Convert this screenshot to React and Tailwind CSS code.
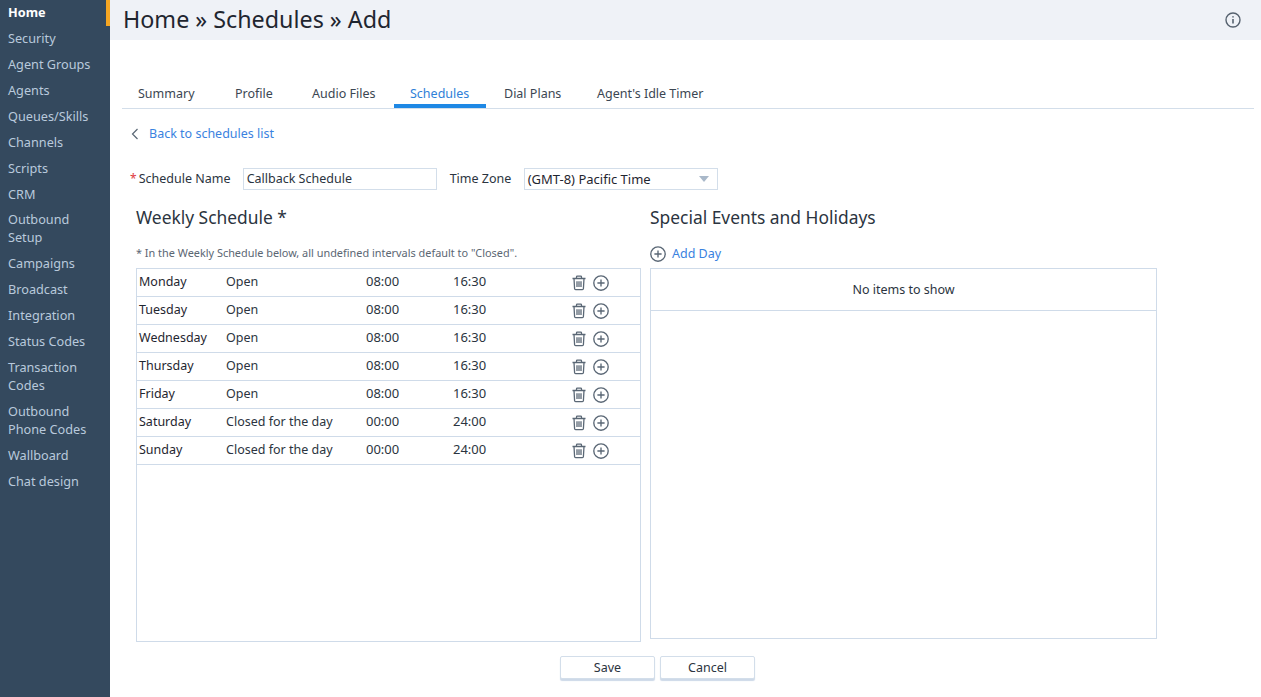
import React from "react";

const nav = [
  ["Home"], ["Security"], ["Agent Groups"], ["Agents"], ["Queues/Skills"], ["Channels"], ["Scripts"], ["CRM"],
  ["Outbound", "Setup"], ["Campaigns"], ["Broadcast"], ["Integration"], ["Status Codes"], ["Transaction", "Codes"],
  ["Outbound", "Phone Codes"], ["Wallboard"], ["Chat design"],
];
const tabs = [
  ["Summary", "w-[89px]", "mr-2"], ["Profile", "w-[69px]", "mr-2"], ["Audio Files", "w-[96px]", "mr-[2px]"],
  ["Schedules", "w-[92px]", "mr-[2px]"], ["Dial Plans", "w-[90px]", "mr-[3px]"], ["Agent's Idle Timer", "w-[138px]", ""],
];
const rows = [
  ["Monday", "Open", "08:00", "16:30"], ["Tuesday", "Open", "08:00", "16:30"], ["Wednesday", "Open", "08:00", "16:30"],
  ["Thursday", "Open", "08:00", "16:30"], ["Friday", "Open", "08:00", "16:30"],
  ["Saturday", "Closed for the day", "00:00", "24:00"], ["Sunday", "Closed for the day", "00:00", "24:00"],
];

function Trash() {
  return (
    <svg width="16" height="16" viewBox="0 0 16 16" fill="none" stroke="#5a6775" strokeWidth="1.3">
      <path d="M1.5 3.5h13M5.5 3.5V2a.8.8 0 0 1 .8-.8h3.4a.8.8 0 0 1 .8.8v1.5M3 3.5l.6 10.3a1 1 0 0 0 1 .9h6.8a1 1 0 0 0 1-.9L13 3.5M6 6.2v5.8M8 6.2v5.8M10 6.2v5.8" />
    </svg>
  );
}
function Plus({ size = 16 }) {
  return (
    <svg width={size} height={size} viewBox="0 0 16 16" fill="none" stroke="#5a6775" strokeWidth="1.35">
      <circle cx="8" cy="8" r="7.2" />
      <path d="M8 4.4v7.2M4.4 8h7.2" />
    </svg>
  );
}

export default function App() {
  return (
    <div className="flex h-[697px] w-[1261px] overflow-hidden bg-white text-[12.5px] text-[#2b3440] font-['Noto_Sans','Open_Sans',sans-serif]">
      <aside className="w-[110px] shrink-0 bg-[#34495e] text-[#b9c9dc] text-[12.7px] relative">
        <div className="absolute right-0 top-0 h-[26px] w-[4px] bg-[#f5a623]" />
        <div className="-mt-px">
          {nav.map((n, i) => (
            <div key={n[0] + n.length} className={`px-2 py-1 leading-[18px] ${n[0] === "Home" ? "font-bold text-white" : ""} ${i === 8 ? "-mt-px" : ""}`}>
              {n.map((l) => <div key={l} className="whitespace-nowrap">{l}</div>)}
            </div>
          ))}
        </div>
      </aside>
      <main className="flex-1 min-w-0">
        <header className="flex h-10 items-center justify-between bg-[#eff2f7] pb-[3px] pl-[13px] pr-5">
          <h1 className="text-[23.3px] leading-8 text-[#1f2630]">Home » Schedules » Add</h1>
          <svg width="16" height="16" viewBox="0 0 16 16" fill="none" stroke="#56626f" strokeWidth="1.4" className="mt-[3px]">
            <circle cx="8" cy="8" r="7" />
            <path d="M8 7v4.6" strokeWidth="1.6" />
            <path d="M8 4.2v1.4" strokeWidth="1.6" />
          </svg>
        </header>

        <div className="ml-3 mr-[7px] mt-[37px] flex h-[32px] border-b border-[#d3deea]">
          {tabs.map(([t, w, m]) => (
            <div key={t} className={`${w} ${m} h-[31px] pt-[8px] pl-4 leading-[18px] whitespace-nowrap ${t === "Schedules" ? "border-b-4 border-[#1e88e5] text-[#2f80d8]" : "text-[#3b4652]"}`}>{t}</div>
          ))}
        </div>

        <div className="mt-[16px] ml-[21px] flex h-[18px] items-center text-[#3a82e0] leading-[18px]">
          <svg width="8" height="12" viewBox="0 0 8 12" fill="none" stroke="#5a6775" strokeWidth="1.2" className="mr-[10px]">
            <path d="M6.5 1 1.5 6l5 5" />
          </svg>
          Back to schedules list
        </div>

        <div className="mt-[25px] ml-5 flex h-[22px] items-center">
          <span className="text-[#e0393e] mr-[2px] text-[12px]">*</span>
          <span className="w-[104px] whitespace-nowrap">Schedule Name</span>
          <div className="flex h-[22px] w-[194px] items-center border border-[#d3deea] px-[3px]">Callback Schedule</div>
          <span className="ml-[13px] w-[74px] whitespace-nowrap">Time Zone</span>
          <div className="flex h-[22px] w-[194px] items-center justify-between border border-[#d3deea] pl-[3px] pr-2">
            <span className="whitespace-nowrap pt-px text-[13px] text-[#1f2630]">(GMT-8) Pacific Time</span>
            <span className="h-0 w-0 border-x-[5px] border-t-[6px] border-x-transparent border-t-[#a9b8c9]" />
          </div>
        </div>

        <div className="ml-[26px] mt-[15px] flex items-start">
          <section className="w-[505px]">
            <h2 className="h-[24px] text-[17.4px] leading-[24px] text-[#2b3440]">Weekly Schedule *</h2>
            <p className="mt-[15px] h-[18px] text-[10.9px] leading-[18px] text-[#5b6673]">* In the Weekly Schedule below, all undefined intervals default to "Closed".</p>
            <div className="mt-[6px] h-[374px] border border-[#cfdbe9]">
              {rows.map((r) => (
                <div key={r[0]} className="grid h-[28px] grid-cols-[87px_140px_87px_118px_22px_16px] items-center border-b border-[#cfdbe9] pb-[2px] pl-[2px] leading-[18px]">
                  <span className="text-[#1f2630]">{r[0]}</span>
                  <span>{r[1]}</span>
                  <span className="-translate-y-px text-[13px]">{r[2]}</span>
                  <span className="-translate-y-px text-[13px]">{r[3]}</span>
                  <span className="mt-[3px]"><Trash /></span>
                  <span className="mt-[3px]"><Plus /></span>
                </div>
              ))}
            </div>
          </section>
          <section className="ml-[9px] w-[507px]">
            <h2 className="h-[24px] text-[17.4px] leading-[24px] text-[#2b3440]">Special Events and Holidays</h2>
            <div className="mt-[15px] flex h-[18px] items-center leading-[18px] text-[#3a82e0]">
              <span className="mr-[6px] mt-[2px]"><Plus /></span><span className="pt-[2px]">Add Day</span>
            </div>
            <div className="mt-[6px] h-[371px] border border-[#cfdbe9]">
              <div className="flex h-[42px] items-center justify-center border-b border-[#cfdbe9] pt-[2px]">No items to show</div>
            </div>
          </section>
        </div>

        <div className="ml-[450px] mt-[14px] flex gap-[5px]">
          <button className="h-[23px] w-[95px] rounded-[2px] border border-[#d3deea] bg-white leading-[18px] text-[#2b3440] shadow-[0_2px_1px_#cdd9e8]">Save</button>
          <button className="h-[23px] w-[95px] rounded-[2px] border border-[#d3deea] bg-white leading-[18px] text-[#2b3440] shadow-[0_2px_1px_#cdd9e8]">Cancel</button>
        </div>
      </main>
    </div>
  );
}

Your goal -
Reproduce all of the data exactly; the pictures do not belong in the copy.

Task solution -
Convert this screenshot to React and Tailwind CSS code.
import React from "react";

const nav = [
  ["Home"], ["Security"], ["Agent Groups"], ["Agents"], ["Queues/Skills"], ["Channels"], ["Scripts"], ["CRM"],
  ["Outbound", "Setup"], ["Campaigns"], ["Broadcast"], ["Integration"], ["Status Codes"], ["Transaction", "Codes"],
  ["Outbound", "Phone Codes"], ["Wallboard"], ["Chat design"],
];
const tabs = [
  ["Summary", "w-[89px]", "mr-2"], ["Profile", "w-[69px]", "mr-2"], ["Audio Files", "w-[96px]", "mr-[2px]"],
  ["Schedules", "w-[92px]", "mr-[2px]"], ["Dial Plans", "w-[90px]", "mr-[3px]"], ["Agent's Idle Timer", "w-[138px]", ""],
];
const rows = [
  ["Monday", "Open", "08:00", "16:30"], ["Tuesday", "Open", "08:00", "16:30"], ["Wednesday", "Open", "08:00", "16:30"],
  ["Thursday", "Open", "08:00", "16:30"], ["Friday", "Open", "08:00", "16:30"],
  ["Saturday", "Closed for the day", "00:00", "24:00"], ["Sunday", "Closed for the day", "00:00", "24:00"],
];

function Trash() {
  return (
    <svg width="16" height="16" viewBox="0 0 16 16" fill="none" stroke="#5a6775" strokeWidth="1.3">
      <path d="M1.5 3.5h13M5.5 3.5V2a.8.8 0 0 1 .8-.8h3.4a.8.8 0 0 1 .8.8v1.5M3 3.5l.6 10.3a1 1 0 0 0 1 .9h6.8a1 1 0 0 0 1-.9L13 3.5M6 6.2v5.8M8 6.2v5.8M10 6.2v5.8" />
    </svg>
  );
}
function Plus({ size = 16 }) {
  return (
    <svg width={size} height={size} viewBox="0 0 16 16" fill="none" stroke="#5a6775" strokeWidth="1.35">
      <circle cx="8" cy="8" r="7.2" />
      <path d="M8 4.4v7.2M4.4 8h7.2" />
    </svg>
  );
}

export default function App() {
  return (
    <div className="flex h-[697px] w-[1261px] overflow-hidden bg-white text-[12.5px] text-[#2b3440] font-['Noto_Sans','Open_Sans',sans-serif]">
      <aside className="w-[110px] shrink-0 bg-[#34495e] text-[#b9c9dc] text-[12.7px] relative">
        <div className="absolute right-0 top-0 h-[26px] w-[4px] bg-[#f5a623]" />
        <div className="-mt-px">
          {nav.map((n, i) => (
            <div key={n[0] + n.length} className={`px-2 py-1 leading-[18px] ${n[0] === "Home" ? "font-bold text-white" : ""} ${i === 8 ? "-mt-px" : ""}`}>
              {n.map((l) => <div key={l} className="whitespace-nowrap">{l}</div>)}
            </div>
          ))}
        </div>
      </aside>
      <main className="flex-1 min-w-0">
        <header className="flex h-10 items-center justify-between bg-[#eff2f7] pb-[3px] pl-[13px] pr-5">
          <h1 className="text-[23.3px] leading-8 text-[#1f2630]">Home » Schedules » Add</h1>
          <svg width="16" height="16" viewBox="0 0 16 16" fill="none" stroke="#56626f" strokeWidth="1.4" className="mt-[3px]">
            <circle cx="8" cy="8" r="7" />
            <path d="M8 7v4.6" strokeWidth="1.6" />
            <path d="M8 4.2v1.4" strokeWidth="1.6" />
          </svg>
        </header>

        <div className="ml-3 mr-[7px] mt-[37px] flex h-[32px] border-b border-[#d3deea]">
          {tabs.map(([t, w, m]) => (
            <div key={t} className={`${w} ${m} h-[31px] pt-[8px] pl-4 leading-[18px] whitespace-nowrap ${t === "Schedules" ? "border-b-4 border-[#1e88e5] text-[#2f80d8]" : "text-[#3b4652]"}`}>{t}</div>
          ))}
        </div>

        <div className="mt-[16px] ml-[21px] flex h-[18px] items-center text-[#3a82e0] leading-[18px]">
          <svg width="8" height="12" viewBox="0 0 8 12" fill="none" stroke="#5a6775" strokeWidth="1.2" className="mr-[10px]">
            <path d="M6.5 1 1.5 6l5 5" />
          </svg>
          Back to schedules list
        </div>

        <div className="mt-[25px] ml-5 flex h-[22px] items-center">
          <span className="text-[#e0393e] mr-[2px] text-[12px]">*</span>
          <span className="w-[104px] whitespace-nowrap">Schedule Name</span>
          <div className="flex h-[22px] w-[194px] items-center border border-[#d3deea] px-[3px]">Callback Schedule</div>
          <span className="ml-[13px] w-[74px] whitespace-nowrap">Time Zone</span>
          <div className="flex h-[22px] w-[194px] items-center justify-between border border-[#d3deea] pl-[3px] pr-2">
            <span className="whitespace-nowrap pt-px text-[13px] text-[#1f2630]">(GMT-8) Pacific Time</span>
            <span className="h-0 w-0 border-x-[5px] border-t-[6px] border-x-transparent border-t-[#a9b8c9]" />
          </div>
        </div>

        <div className="ml-[26px] mt-[15px] flex items-start">
          <section className="w-[505px]">
            <h2 className="h-[24px] text-[17.4px] leading-[24px] text-[#2b3440]">Weekly Schedule *</h2>
            <p className="mt-[15px] h-[18px] text-[10.9px] leading-[18px] text-[#5b6673]">* In the Weekly Schedule below, all undefined intervals default to "Closed".</p>
            <div className="mt-[6px] h-[374px] border border-[#cfdbe9]">
              {rows.map((r) => (
                <div key={r[0]} className="grid h-[28px] grid-cols-[87px_140px_87px_118px_22px_16px] items-center border-b border-[#cfdbe9] pb-[2px] pl-[2px] leading-[18px]">
                  <span className="text-[#1f2630]">{r[0]}</span>
                  <span>{r[1]}</span>
                  <span className="-translate-y-px text-[13px]">{r[2]}</span>
                  <span className="-translate-y-px text-[13px]">{r[3]}</span>
                  <span className="mt-[3px]"><Trash /></span>
                  <span className="mt-[3px]"><Plus /></span>
                </div>
              ))}
            </div>
          </section>
          <section className="ml-[9px] w-[507px]">
            <h2 className="h-[24px] text-[17.4px] leading-[24px] text-[#2b3440]">Special Events and Holidays</h2>
            <div className="mt-[15px] flex h-[18px] items-center leading-[18px] text-[#3a82e0]">
              <span className="mr-[6px] mt-[2px]"><Plus /></span><span className="pt-[2px]">Add Day</span>
            </div>
            <div className="mt-[6px] h-[371px] border border-[#cfdbe9]">
              <div className="flex h-[42px] items-center justify-center border-b border-[#cfdbe9] pt-[2px]">No items to show</div>
            </div>
          </section>
        </div>

        <div className="ml-[450px] mt-[14px] flex gap-[5px]">
          <button className="h-[23px] w-[95px] rounded-[2px] border border-[#d3deea] bg-white leading-[18px] text-[#2b3440] shadow-[0_2px_1px_#cdd9e8]">Save</button>
          <button className="h-[23px] w-[95px] rounded-[2px] border border-[#d3deea] bg-white leading-[18px] text-[#2b3440] shadow-[0_2px_1px_#cdd9e8]">Cancel</button>
        </div>
      </main>
    </div>
  );
}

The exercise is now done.